The project, a joint venture of Triple Five and Indianapolis-based Melvin Simon & Associates, eventually was built with funds provided by Bloomington, which owns the 78 acres on which the new mall sits-the site of the old Metropolitan Sports Stadium.
Dayton`s was one of a number of retailers around the country asked to consider locating in the mall. Dayton`s officials wanted no part of the project.
And though the mall is now a reality, it`s clear from talking with Stephen E. Watson, Dayton Hudson Corp. president and head of its department store division, that the retailer still isn`t keen on the super-mall idea.
For one thing, Dayton`s officials don`t think this much retail space is needed in the Twin Cities area. They question the notion that unlike some areas of the country, the Twin Cities market has too few stores, particularly those offering high-fashion apparel.
Critics say the retailer has simply been trying to protect its turf.
For years, the Twin Cities market was known in retailing circles as
”DaytonTown.” And it`s said that the retailer`s dominance scared off many retailers considering entering the market.
Watson dismisses this as nonsense.
Instead, he says Dayton`s beef with the new project was and continues to be the role government played, or what he calls ”the public policy issues of the project.”
The retailer was concerned, he said, ”about public funds being made available to allow competitors to come in here for nothing,” which does not make ”for a level playing field.” (Bloomington lent money to Minnesota so it could issue bonds for road construction around the project.)
Developers of the Mall of America originally planned to open it at least two years ago. Their goal was shot down by the bottoming in the retail industry in late 1988.
The new mall`s delay gave Dayton`s something it couldn`t have bought:
time.
And it has used the time well.
While the Mall of America was being planned, Dayton`s built larger and much more high-fashion stores at its flagship location in Southdale Center, the nation`s first enclosed mall, in the Minneapolis suburb of Edina, and at Rosedale, in the St. Paul suburb of Roseville.
It has been reported that the new construction at Southdale and Rosedale cost more than $100 million.
Dayton`s also did extensive remodeling and expansion at its suburban Burnsville store and spiffed up the exterior at the downtown Minneapolis store.
(It should be noted that while Dayton`s department store is not in the new mall, one of its sister company stores is. Target Stores, the ”upscale” discount store operation, is launching a test of a new apparel concept called Every Day Hero, offering clothing for men and women. Watson notes that this is a separate operating division. Dayton`s has no plans to go into the new mall, he says.)
The renovations included widening store aisles and adding more selling space to various departments ranging from men and women`s apparel to shoes. Fine woodgrains and imported marble add an air of elegance to the stores.

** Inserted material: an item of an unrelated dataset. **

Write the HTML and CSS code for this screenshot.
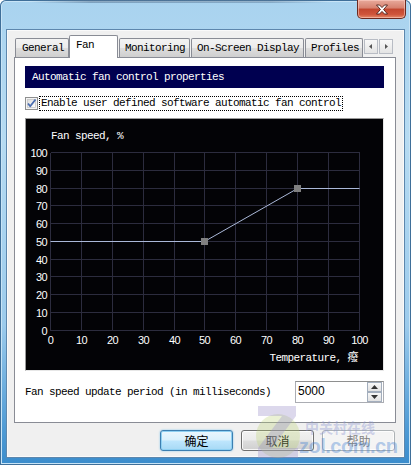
FILE: index.html
```html
<!DOCTYPE html>
<html>
<head>
<meta charset="utf-8">
<link rel="stylesheet" href="styles.css">
</head>
<body>
<div class="window">
  <div class="titlebar">
    <div class="topshade"></div>
    <div class="close">
      <svg width="14" height="11" viewBox="0 0 14 11"><path d="M1.5 1 L4.5 1 L7 3.6 L9.5 1 L12.5 1 L8.6 5.5 L12.5 10 L9.5 10 L7 7.4 L4.5 10 L1.5 10 L5.4 5.5 Z" fill="#fff" stroke="#4a1d17" stroke-width="0.9" stroke-linejoin="round"/></svg>
    </div>
  </div>
  <div class="client">
    <div class="tabs">
      <div class="tab t-general">General</div>
      <div class="tab active t-fan">Fan</div>
      <div class="tab t-mon">Monitoring</div>
      <div class="tab t-osd">On-Screen Display</div>
      <div class="tab t-prof">Profiles</div>
      <div class="tabscroll">
        <span class="sbtn"><svg width="6" height="7" viewBox="0 0 6 7"><path d="M4 1 L1 3.5 L4 6 Z" fill="#555"/></svg></span>
        <span class="sbtn"><svg width="6" height="7" viewBox="0 0 6 7"><path d="M2 1 L5 3.5 L2 6 Z" fill="#555"/></svg></span>
      </div>
    </div>
    <div class="panel">
      <div class="header">Automatic fan control properties</div>
      <div class="checkrow">
        <span class="checkbox">
          <svg width="13" height="13" viewBox="0 0 13 13">
            <defs>
              <linearGradient id="cbg" x1="0" y1="0" x2="1" y2="1">
                <stop offset="0" stop-color="#dcdcdc"/>
                <stop offset="1" stop-color="#ffffff"/>
              </linearGradient>
            </defs>
            <rect x="0.5" y="0.5" width="12" height="12" fill="#f4f4f4" stroke="#8e8f8f"/>
            <rect x="2.5" y="2.5" width="8" height="8" fill="url(#cbg)" stroke="#c6c6c6" stroke-width="0.8"/>
            <path d="M3 6.5 L5.2 9.3 L10.5 2.5" fill="none" stroke="#4a6db0" stroke-width="1.8" stroke-linejoin="round"/>
          </svg>
        </span>
        <span class="focus">Enable user defined software automatic fan control</span>
      </div>
      <div class="graph">
        <svg width="357" height="251" viewBox="0 0 357 251" class="plot">
          <g stroke="#2c2c3e" stroke-width="1" shape-rendering="crispEdges">
            <line x1="24.5" y1="33.5" x2="24.5" y2="211.5"/>
            <line x1="55.5" y1="33.5" x2="55.5" y2="211.5"/>
            <line x1="86.5" y1="33.5" x2="86.5" y2="211.5"/>
            <line x1="117.5" y1="33.5" x2="117.5" y2="211.5"/>
            <line x1="148.5" y1="33.5" x2="148.5" y2="211.5"/>
            <line x1="178.5" y1="33.5" x2="178.5" y2="211.5"/>
            <line x1="209.5" y1="33.5" x2="209.5" y2="211.5"/>
            <line x1="240.5" y1="33.5" x2="240.5" y2="211.5"/>
            <line x1="271.5" y1="33.5" x2="271.5" y2="211.5"/>
            <line x1="302.5" y1="33.5" x2="302.5" y2="211.5"/>
            <line x1="333.5" y1="33.5" x2="333.5" y2="211.5"/>
            <line x1="24.5" y1="33.5" x2="333.5" y2="33.5"/>
            <line x1="24.5" y1="51.5" x2="333.5" y2="51.5"/>
            <line x1="24.5" y1="69.5" x2="333.5" y2="69.5"/>
            <line x1="24.5" y1="86.5" x2="333.5" y2="86.5"/>
            <line x1="24.5" y1="104.5" x2="333.5" y2="104.5"/>
            <line x1="24.5" y1="122.5" x2="333.5" y2="122.5"/>
            <line x1="24.5" y1="140.5" x2="333.5" y2="140.5"/>
            <line x1="24.5" y1="157.5" x2="333.5" y2="157.5"/>
            <line x1="24.5" y1="175.5" x2="333.5" y2="175.5"/>
            <line x1="24.5" y1="193.5" x2="333.5" y2="193.5"/>
            <line x1="24.5" y1="211.5" x2="333.5" y2="211.5"/>
          </g>
          <polyline points="24.5,122.5 178.5,122.5 271.5,69.5 333.5,69.5" fill="none" stroke="#aab8d8" stroke-width="1"/>
          <rect x="175" y="119" width="7" height="7" fill="#808080"/>
          <rect x="268" y="66" width="7" height="7" fill="#808080"/>
          <g class="ylab" text-anchor="end">
            <text x="21" y="37.5">100</text>
            <text x="21" y="55.5">90</text>
            <text x="21" y="73.5">80</text>
            <text x="21" y="90.5">70</text>
            <text x="21" y="108.5">60</text>
            <text x="21" y="126.5">50</text>
            <text x="21" y="144.5">40</text>
            <text x="21" y="161.5">30</text>
            <text x="21" y="179.5">20</text>
            <text x="21" y="197.5">10</text>
            <text x="21" y="215.5">0</text>
          </g>
          <g class="xlab" text-anchor="middle">
            <text x="24.5" y="225">0</text>
            <text x="55.5" y="225">10</text>
            <text x="86.5" y="225">20</text>
            <text x="117.5" y="225">30</text>
            <text x="148.5" y="225">40</text>
            <text x="178.5" y="225">50</text>
            <text x="209.5" y="225">60</text>
            <text x="240.5" y="225">70</text>
            <text x="271.5" y="225">80</text>
            <text x="302.5" y="225">90</text>
            <text x="333.5" y="225">100</text>
          </g>
          <text class="axtitle" x="25" y="20">Fan speed, %</text>
          <text class="axtitle" x="332" y="242" text-anchor="end">Temperature, 癈</text>
        </svg>
      </div>
      <div class="periodrow">
        <span class="plabel">Fan speed update period (in milliseconds)</span>
        <div class="spin">
          <span class="val">5000</span>
          <div class="spinbtns">
            <span class="sb"><svg width="7" height="4" viewBox="0 0 7 4"><path d="M0 4 L3.5 0 L7 4 Z" fill="#333"/></svg></span>
            <span class="sb"><svg width="7" height="4" viewBox="0 0 7 4"><path d="M0 0 L3.5 4 L7 0 Z" fill="#333"/></svg></span>
          </div>
        </div>
      </div>
    </div>
    <div class="buttons">
      <div class="btn default">确定</div>
      <div class="btn">取消</div>
      <div class="btn disabled">帮助</div>
    </div>
  </div>
  <div class="watermark">
    <svg class="zlogo" width="48" height="56" viewBox="0 0 48 56">
      <circle cx="24" cy="32" r="22" fill="#b8d070" opacity="0.3"/>
      <path d="M4 2 L42 2 L42 12 L18 44 L44 44 L44 54 L4 54 L4 44 L28 12 L4 12 Z" fill="#9a8fc8" opacity="0.35"/>
    </svg>
    <div class="wmtext">
      <span class="wm1">中关村在线</span>
      <span class="wm2">zol.com.cn</span>
    </div>
  </div>
</div>
</body>
</html>
```

FILE: styles.css
```css
* { box-sizing: border-box; }
html, body { margin: 0; padding: 0; }
body {
  width: 411px;
  height: 465px;
  overflow: hidden;
  background: #ffffff;
}
.window {
  position: relative;
  width: 411px;
  height: 465px;
  background: linear-gradient(180deg, #a9d3ef 0%, #b6dbf2 30%, #9ccbec 70%, #4f9bd5 92%, #3a8ccc 100%);
  box-shadow: inset 0 0 0 1px #3f6f99, inset 0 0 0 2px #c8e4f6;
  border-radius: 6px 6px 0 0;
  display: flex;
  flex-direction: column;
}
.titlebar {
  height: 30px;
  display: flex;
  justify-content: flex-end;
  align-items: flex-start;
  padding-right: 5px;
  position: relative;
}
.topshade {
  position: absolute;
  left: 30px;
  top: 0;
  width: 300px;
  height: 3px;
  background: linear-gradient(90deg, rgba(90,120,150,0), rgba(90,120,150,0.55) 20%, rgba(90,120,150,0.45) 80%, rgba(90,120,150,0));
}
.close {
  width: 49px;
  height: 19px;
  border: 1px solid #6b2a20;
  border-top: none;
  border-radius: 0 0 5px 5px;
  background: linear-gradient(180deg, #e8aa9c 0%, #d6806e 45%, #c2462f 50%, #cf553b 80%, #e48a68 100%);
  box-shadow: inset 0 0 0 1px rgba(255,210,200,0.55);
  display: flex;
  align-items: center;
  justify-content: center;
}
.client {
  margin: 0 7px;
  width: 397px;
  height: 427px;
  background: #f0f0f0;
  border: 1px solid #fafafa;
  box-shadow: 0 0 0 1px #5d87ad;
  display: flex;
  flex-direction: column;
  font-family: "Liberation Mono", "Noto Sans CJK SC", monospace;
  font-size: 11px;
  letter-spacing: -0.6px;
  color: #000;
}
.tabs {
  display: flex;
  align-items: flex-end;
  height: 23px;
  margin-top: 4px;
  margin-bottom: -1px;
  padding-left: 7px;
  position: relative;
  z-index: 1;
}
.tab {
  height: 19px;
  margin-bottom: 1px;
  line-height: 18px;
  padding: 0 0 0 5px;
  border: 1px solid #898c95;
  border-bottom: none;
  border-radius: 2px 2px 0 0;
  background: linear-gradient(180deg, #f3f3f3 0%, #ebebeb 50%, #dddddd 51%, #cfcfcf 100%);
  white-space: nowrap;
}
.t-general { width: 54px; padding-left: 6px; }
.t-fan { width: 49px; padding-left: 6px; }
.t-mon { width: 71px; margin-left: 1px; }
.t-osd { width: 113px; margin-left: 1px; }
.t-prof { width: 58px; margin-left: 1px; }
.tab.active {
  height: 23px;
  margin-bottom: 0;
  background: #ffffff;
  line-height: 18px;
}
.tabscroll {
  align-self: flex-start;
  margin-top: 4px;
  margin-left: 1px;
  display: flex;
  gap: 1px;
}
.sbtn {
  width: 14px;
  height: 15px;
  border: 1px solid #b8bcc4;
  background: linear-gradient(180deg, #f8f8f8, #e4e4e4);
  display: flex;
  align-items: center;
  justify-content: center;
}
.panel {
  margin-left: 6px;
  width: 382px;
  height: 366px;
  border: 1px solid #898c95;
  background: #ffffff;
  display: flex;
  flex-direction: column;
}
.header {
  margin: 8px 0 0 10px;
  width: 359px;
  height: 22px;
  line-height: 22px;
  padding-left: 7px;
  background: #000050;
  color: #ffffff;
}
.checkrow {
  margin: 8px 0 0 10px;
  height: 15px;
  display: flex;
  align-items: flex-start;
}
.checkbox {
  width: 13px;
  height: 13px;
  margin-top: 1px;
  display: flex;
}
.focus {
  margin-left: 1px;
  height: 15px;
  line-height: 13px;
  padding: 0 1px;
  border: 1px dotted #000;
  white-space: nowrap;
}
.graph {
  margin: 7px 0 0 10px;
  width: 359px;
  height: 253px;
  background: #030306;
  border: 1px solid;
  border-color: #9a9a9a #e6e6e6 #e6e6e6 #9a9a9a;
}
.plot { display: block; }
.ylab text, .xlab text {
  font-family: "Liberation Sans", Arial, sans-serif;
  font-size: 11px;
  fill: #ffffff;
}
.axtitle {
  font-family: "Liberation Mono", "Noto Sans CJK SC", monospace;
  font-size: 11px;
  letter-spacing: -0.6px;
  fill: #ffffff;
}
.periodrow {
  margin: 10px 0 0 10px;
  width: 359px;
  height: 22px;
  display: flex;
  align-items: center;
  justify-content: space-between;
}
.plabel { white-space: nowrap; }
.spin {
  width: 89px;
  height: 22px;
  border: 1px solid #abadb3;
  border-top-color: #8e8f8f;
  background: #fff;
  display: flex;
  justify-content: space-between;
}
.val {
  font-family: "Liberation Sans", Arial, sans-serif;
  font-size: 12px;
  letter-spacing: 0;
  padding: 2px 0 0 2px;
}
.spinbtns {
  display: flex;
  flex-direction: column;
  width: 16px;
  padding: 0 1px 0 0;
}
.sb {
  height: 10px;
  border: 1px solid #a3aebd;
  background: linear-gradient(180deg, #f7f7f7, #e2e2e2);
  display: flex;
  align-items: center;
  justify-content: center;
}
.buttons {
  margin-top: 7px;
  display: flex;
  justify-content: flex-end;
  gap: 8px;
  padding-right: 8px;
}
.btn {
  width: 73px;
  height: 21px;
  border: 1px solid #707070;
  border-radius: 3px;
  background: linear-gradient(180deg, #f2f2f2 0%, #ebebeb 48%, #dddddd 52%, #cfcfcf 100%);
  box-shadow: inset 0 0 0 1px rgba(255,255,255,0.8);
  font-family: "Noto Sans CJK SC", sans-serif;
  font-size: 12px;
  letter-spacing: 0;
  line-height: 19px;
  text-align: center;
  color: #000;
}
.btn.default {
  border-color: #3c7fb1;
  background: linear-gradient(180deg, #eaf6fd 0%, #d9f0fc 48%, #bee6fd 52%, #a7d9f5 100%);
  box-shadow: inset 0 0 0 1px #8fd0f2, 0 0 2px #7cc2ea;
}
.btn.disabled {
  border-color: #adb2b5;
  background: #f4f4f4;
  color: #838383;
}
.watermark {
  position: absolute;
  left: 254px;
  top: 404px;
  display: flex;
  align-items: flex-start;
  pointer-events: none;
}
.zlogo { display: block; }
.wmtext {
  display: flex;
  flex-direction: column;
  margin-left: 3px;
  margin-top: 15px;
}
.wm1 {
  font-family: "Noto Sans CJK SC", sans-serif;
  font-weight: 700;
  font-size: 14px;
  line-height: 17px;
  color: rgba(140, 150, 210, 0.4);
  letter-spacing: 0;
}
.wm2 {
  font-family: "Liberation Sans", Arial, sans-serif;
  font-weight: 700;
  font-size: 20px;
  line-height: 20px;
  margin-left: -6px;
  color: rgba(70, 130, 210, 0.4);
  letter-spacing: -0.5px;
}
```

There`s been a noticeable upgrading of customer service, too, with little touches to make the shopper`s buying trip more comfortable. More than a few of these new offerings also can be found at newcomer Nordstrom, which like Dayton`s has long had a reputation for customer service. There are larger dressing rooms with call buttons for store clerks.
It also introduced upscale ”extras” Nordstrom regulars will find familiar.
Walk into the downtown Minneapolis store and you`ll notice the elegantly dressed pianist sitting at the black baby grand. A classy sight? You bet. It`s also a trademark at Nordstrom stores around the country.
Dayton`s also has been playing what it knows is a trump card newcomers can`t match: the loyalty factor.
Not the kind of loyalty that ties shoppers to one brand name over another, but the personal loyalty one might feel for say a relative or family friend.
What few people outside the Twin Cities can appreciate is just how ingrained Dayton`s is to Minnesota life. For Minnesotans, the name is synonymous with more than just a place to shop.
That`s because Dayton`s has also built a reputation for community service. In the mid-1940s the retailer began a policy of contributing 5 percent of its pretax earnings to local community charities. Its giving program has become a model for the philanthropic industry (no other retailer in the country makes that type of commitment). And it also has become a model and a must for newcomers in the area.
And while the local Minnesota media have been playing up the arrival of the retailing giant, Dayton`s has been running ads in various Twin Cities media, reminding the hometown folks of the role this home-grown business has played in their lives.
Still it`s going to take more than good feelings to help Dayton`s win what many in the industry predict will be one of the fiercest retailing battles of this decade.
The reason, they say, is that for a mall as big as the Mall of America to succeed, somebody in that market place has to lose.
Dayton`s knows this, says Watson. And, he says, the retailer is ready for the battle.
”Obviously, it`s going to increase competition. It will cause a reconfiguration in the market place,” he says. ”When you add this much retail space, this quickly, you will have an impact. And it will cause hardship, especially for small retailers.”
Dayton`s hasn`t been the only retailer preparing for the new competition, said Richard Guidera, a veteran Twin Cities retail consultant. Throughout the Twin Cities, a number of retailing centers have undergone renovations in anticipation of the coming competition, he said, noting the entry into the market of Saks Fifth Avenue and Neiman Marcus.
”We have to do everything we can to convince shoppers to stay with us,” said Watson. He dismisses predictions that the new mall is going to bring in a huge influx of new shoppers to the area.
”They talk about new dollars. I think most likely we`ll be trading dollars,” Watson said.
”It`s going to be very difficult,” Watson acknowledged. But, he said,
”we don`t expect to give up our business easily.”